In an email, Ruba Katrib, a co-curator of the current Greater New York exhibition, said that Maristany “was always giving back to his community in East Harlem through his work as a Young Lord and as a mentor to young people, and also as a photographer who understood the importance of self-representation and the radical power of images to bring about greater understanding and even change.”

Born in 1945 in East Harlem to parents who had migrated from Puerto Rico to New York, Maristany was a lifelong resident of El Barrio. In addition to his work with the Young Lords, Maristany was also part of the community that helped fellow artist Raphael Montañez Ortiz found El Museo del Barrio in 1969. Maristany helped formulate the institution’s visual language in its early years, providing his photographs for the museum’s bilingual publication Quimbamba. He later served as the institution’s director from 1974 to 1977. As director, he worked to mount multiracial exhibitions of artists as a way of coalition-building.

Maristany had no formal training in photography when he took up the medium as a way to offer other images of Puerto Ricans than the ones he was seeing, and he once described his process of creating these images as “trial and error.”

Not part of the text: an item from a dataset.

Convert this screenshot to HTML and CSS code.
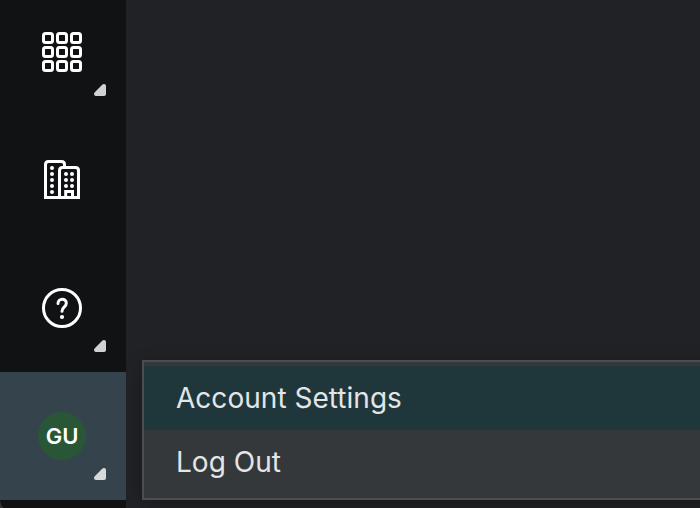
FILE: index.html
```
<!DOCTYPE html>
<html lang="en">
<head>
<meta charset="utf-8">
<title>Account menu</title>
<link rel="stylesheet" href="styles.css">
</head>
<body>
<div class="app">
  <nav class="sidebar">
    <a class="nav-item">
      <svg class="icon" viewBox="0 0 40 40">
        <g fill="none" stroke="#fff" stroke-width="3">
          <rect x="1.5" y="1.5" width="9" height="9" rx="2"/><rect x="15.5" y="1.5" width="9" height="9" rx="2"/><rect x="29.5" y="1.5" width="9" height="9" rx="2"/>
          <rect x="1.5" y="15.5" width="9" height="9" rx="2"/><rect x="15.5" y="15.5" width="9" height="9" rx="2"/><rect x="29.5" y="15.5" width="9" height="9" rx="2"/>
          <rect x="1.5" y="29.5" width="9" height="9" rx="2"/><rect x="15.5" y="29.5" width="9" height="9" rx="2"/><rect x="29.5" y="29.5" width="9" height="9" rx="2"/>
        </g>
      </svg>
      <svg class="corner" viewBox="0 0 12 12"><path d="M8.200 .8Q9 0 10 0Q12 0 12 2V10Q12 12 10 12H2Q0 12 0 10Q0 9 .8 8.200Z"/></svg>
    </a>
    <a class="nav-item">
      <svg class="icon" viewBox="0 0 40 40">
        <g fill="none" stroke="#fff" stroke-width="3">
          <path d="M3.500 37.500V4.500Q3.500 1.500 6.500 1.500H19.500Q22.500 1.500 22.500 4.500V7"/>
          <path d="M17.500 37.500V10.500Q17.500 7.500 20.500 7.500H33.500Q36.500 7.500 36.500 10.500V37.500M2 37.500H38"/>
          <path d="M23.700 37.500V31.500H30.500V37.500"/>
        </g>
        <g fill="#fff">
          <circle cx="10" cy="8" r="2"/><circle cx="10" cy="14" r="2"/><circle cx="10" cy="20" r="2"/><circle cx="10" cy="26" r="2"/><circle cx="10" cy="32" r="2"/>
          <circle cx="24" cy="14" r="2"/><circle cx="24" cy="20" r="2"/><circle cx="24" cy="26" r="2"/>
          <circle cx="30" cy="14" r="2"/><circle cx="30" cy="20" r="2"/><circle cx="30" cy="26" r="2"/>
        </g>
      </svg>
    </a>
    <a class="nav-item">
      <svg class="icon" viewBox="0 0 40 40">
        <g fill="none" stroke="#fff" stroke-width="3" stroke-linecap="round" stroke-linejoin="round">
          <circle cx="20" cy="20" r="18.500"/>
          <path d="M16 15.500C16 9.800 24.300 9.800 24.300 15.300C24.300 19 20 18.800 20 23.300"/>
        </g>
        <circle cx="20" cy="29" r="2.100" fill="#fff"/>
      </svg>
      <svg class="corner" viewBox="0 0 12 12"><path d="M8.200 .8Q9 0 10 0Q12 0 12 2V10Q12 12 10 12H2Q0 12 0 10Q0 9 .8 8.200Z"/></svg>
    </a>
    <a class="nav-item active">
      <span class="avatar">GU</span>
      <svg class="corner" viewBox="0 0 12 12"><path d="M8.200 .8Q9 0 10 0Q12 0 12 2V10Q12 12 10 12H2Q0 12 0 10Q0 9 .8 8.200Z"/></svg>
    </a>
  </nav>
  <main class="content"></main>
  <div class="menu">
    <a class="menu-item selected">Account Settings</a>
    <a class="menu-item">Log Out</a>
  </div>
</div>
</body>
</html>
```
FILE: styles.css
```
body {
  margin: 0;
  background: #35353a;
  font-family: Inter, "Liberation Sans", sans-serif;
}
.app {
  position: relative;
  display: flex;
  height: 508px;
  overflow: hidden;
}
.sidebar {
  width: 126px;
  height: 500px;
  padding-bottom: 8px;
  border-bottom-left-radius: 4px 10px;
  background: #111214;
  display: flex;
  flex-direction: column;
  justify-content: flex-end;
}
.nav-item {
  position: relative;
  flex: 0 0 128px;
  display: flex;
  align-items: center;
  padding-left: 42px;
}
.active {
  background: #35444c;
}
.icon {
  width: 40px;
  height: 40px;
}
.corner {
  position: absolute;
  right: 20px;
  bottom: 20px;
  width: 12px;
  height: 12px;
  fill: #d0d1d1;
}
.active .corner {
  fill: #d7dadb;
}
.avatar {
  width: 48px;
  height: 48px;
  margin-left: -4px;
  border-radius: 50%;
  background: #285637;
  color: #fff;
  font-size: 22px;
  font-weight: 600;
  line-height: 48px;
  text-align: center;
}
.content {
  flex: 1;
  background: #212225;
}
.menu {
  position: absolute;
  left: 142px;
  top: 360px;
  width: 600px;
  padding: 4px 0;
  border: 2px solid #4a4d51;
  background: #34383b;
  box-shadow: 0 4px 16px rgba(0, 0, 0, .25);
}
.menu-item {
  display: block;
  height: 64px;
  padding-left: 32px;
  color: #e3e5e7;
  font-size: 28px;
  letter-spacing: .03px;
  line-height: 64px;
}
.selected {
  background: #1f363b;
}
```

But more than anything, his images were a way of making sure that the history of his community was being captured and told by someone from that community. As he said in the SAAM interview: “There are people that I know that when they come here and they see this, they will feel included in the history of America. That’s something that so many people take for granted. Truly, my work is a reflection of a love affair that I’ve had with my community. One day hopefully I will give some inspiration to some young people or an evolving artist to know their community, to preserve their community, and not allow someone else to do it for them. We have to take responsibility and title to our own history.”